Soffro, ma è una sofferenza strana, solitaria, mi manca il contatto fisico spalla a spalla con i miei compagni di stadio, la SPAL va vissuta fisicamente, radio, TV e computer non renderanno mai un millesimo della passione che trasuda dai gradoni di una curva. La mia curva. Leggo che i miei eroi a Marassi, hanno attaccato gli striscioni al rovescio, perché i solerti rappresentanti della legge hanno vietato loro di entrare con la bandiera di Federico ed hanno sequestrato le bandierine con la sua immagine. Difficile commentare provvedimenti simili, quali paure, quale recondito significato anti-Stato viene dato ad una bandiera così bella? Significato politico? Astio nei confronti delle forze dell’ordine? No, in quell’immagine c’è il ricordo, la memoria, la vita, sventolata con orgoglio, durante una partita di calcio. Soffro e mi contorco, sulla poltrona, mi pare di percepire che ce la giochiamo.

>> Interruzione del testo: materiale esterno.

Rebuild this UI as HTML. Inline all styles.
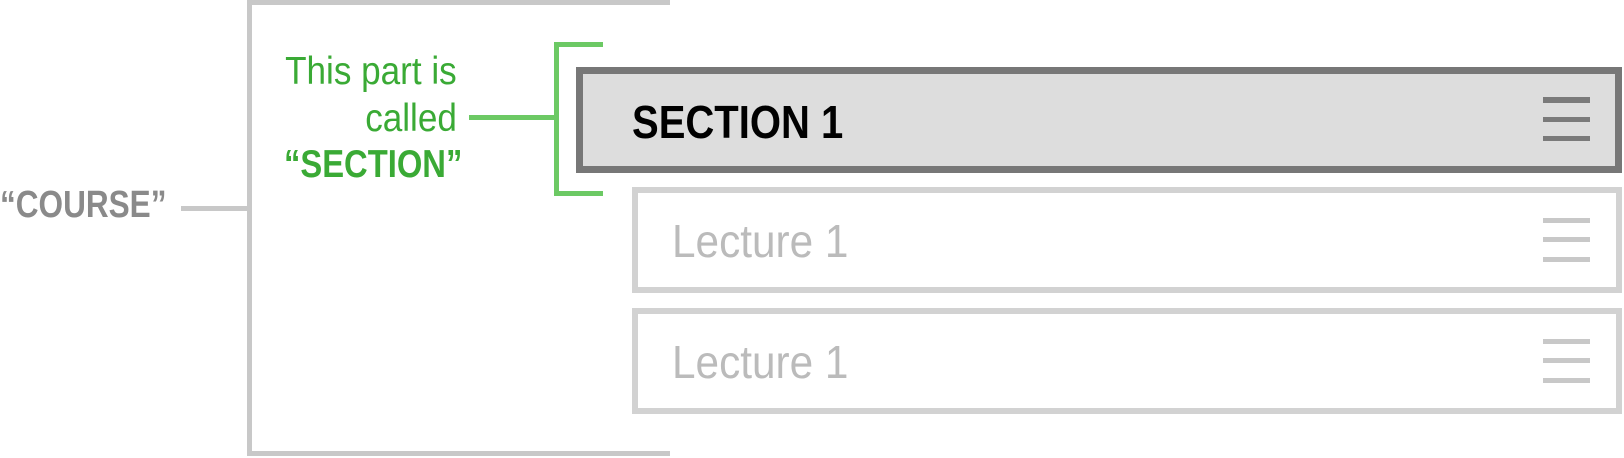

Due a uno. Sgrano il rosario, inizia la novena, le campane delle chiese limitrofe si mettono a suonare per coprire le mie blasfemie, arriva un tizio vestito di nero e mi sguazza con l’acqua santa, mi si gira la testa di 360°, vomito verde. I gol avversari li prende sempre sobriamente e con molta sportività. Petagnone combatte, il portiere della Samp, sembra Yashin. Siamo vivi. La partita finisce. Pive nel sacco. Perché poi, diciamola tutta a me perdere col Porto Iolebirre, Castello Dellefate o con il Santos di Edson Arantes Do Nascimiento, fa incazzare uguale, non è che la prendo bene, esseno io Spallopatico dalla nascita. Ringrazio i ragazzi che sono andati a Genova di lunedì, ringrazio la mia squadra grande, arrivederci alla prossima puntata, continuando a vivere il nostro sogno, nella speranza che la vittoria, ritorni a farci visita.

Ps: per i radiocronisti, non siamo né biancoblu e né bianco celesti, siamo biancazzurri. Segnatevelo.